Northwestern University today announced a $3.75 billion fundraising initiative called “We Will. The Campaign for Northwestern.”
The campaign goal is more than twice the $1.55 billion raised during the school’s last major campaign from 1998 to 2003 and is described by the Chicago Tribune as the largest ever in the Chicago area.
University President Morton Schapiro says the school has already raised $1.52 million toward the new campaign’s goal.
The campaign is designed to help finance several already-announced building projects on campus — including some already under construction. In Evanston, they include:
- A planned new “global hub” for the Kellogg School of Management.
- The Music and Communication Building under construction and scheduled to open in 2015.
- The visitor center under construction at the south end of campus.
- An athletics and recreation complex planned for the north end of campus.
The construction projects will also include a biomedical research building on the Chicago campus.
“This monumental campaign seeks to amplify Northwestern’s local and global impact — in everything from breakthrough research discoveries to innovations in creative expression to preparing the global leaders of tomorrow,” Schapiro said in a statement. “We will unite as a university community to build an even better Northwestern and to address society’s most critical challenges.”
Campaign gifts will also fund endowed professorships; student scholarships and fellowships; laboratories and research support; new academic centers and institutes; curriculum expansion and academic program support; global initiatives; and other areas.
The university also hopes to broaden its base of annual support among alumni, parents and friends — with a target of 140,995 donors. So far 85,832 donors have made a gift during the campaign’s early phase.
“The extraordinary early support for the Campaign reflects how well our bold vision for the future is resonating with our alumni, parents and friends,” Schapiro said.
Along with the formal announcement of the campaign today, NU unveiled new leadership gifts to it, including:
- A $40 million unrestricted gift from alumni Mark and Kimbra Walter that the university intends to use in part to support athletics and recreation and scholarships for the School of Law.
- Gifts totaling $25 million from the Querrey Simpson Charitable Foundation in support of the University’s research efforts applying nanotechnology to regenerative medicine. In recognition of the gift, the Institute for BioNanotechnology in Medicine will be renamed the Louis A. Simpson and Kimberly K. Querrey Institute for BioNanotechnology in Medicine.
- A $15 million gift from the Robert R. McCormick Foundation to fund multiple initiatives including undergraduate and graduate scholarships, launching an immersion journalism program focused on issues of social justice and advancing the field of reconstruction and restorative surgery to assist men and women seriously wounded in combat.

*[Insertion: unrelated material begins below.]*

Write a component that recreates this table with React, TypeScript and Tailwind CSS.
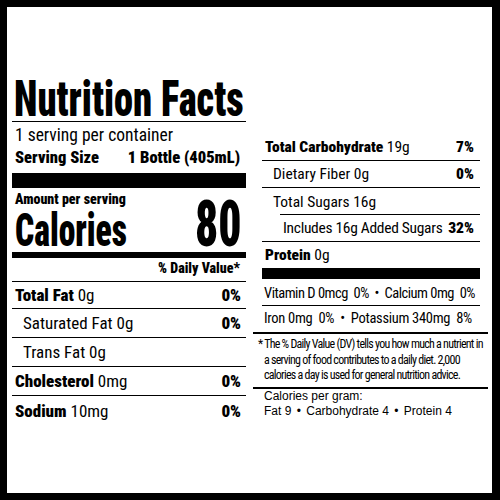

- A $7.5 million gift from the Shaw family to the Program in Plant Biology and Conservation, a collaboration between Northwestern and the Chicago Botanic Garden. The gift will fund fellowships for graduate students in the program, which was launched by Northwestern’s Judd A. and Marjorie Weinberg College of Arts and Sciences in 2005 to address a critical shortage of botanists and plant conservationists.
Another reason to strip NU of its tax exempt status
Meanwhile, Northwestern is tax exempt even though it operates like a for profit business with patent royalties and commercial activity that sells tickets to the general public for events and performances.
NU alreadys has $4 billion in endowments. Other universities make voluntary contributions to their host towns. Last year, Princeton University, now facing a lawsuit from the town of Princeton to take away the tax exempt status of 19 university buildings, gave a $2.5 million voluntary contribution to the town of Princeton. Northwestern with all of its money has not given such a voluntary monetary contribution to Evanston.
It's time to strip Northwestern of its tax exempt status.
Strip NU’s tax exemption
And, by State Laws, the tax-exempt status for Evanston Hospital, St. Francis Hospital
and each and every Church in Evanston would have to be thrown away.
so much for religious services, once all the churches are on the tax roles. And the Noyes Art Center, Evanston Art Center, Music Center of Chicago, probably the Levy Senior Center, etc etc etc etc.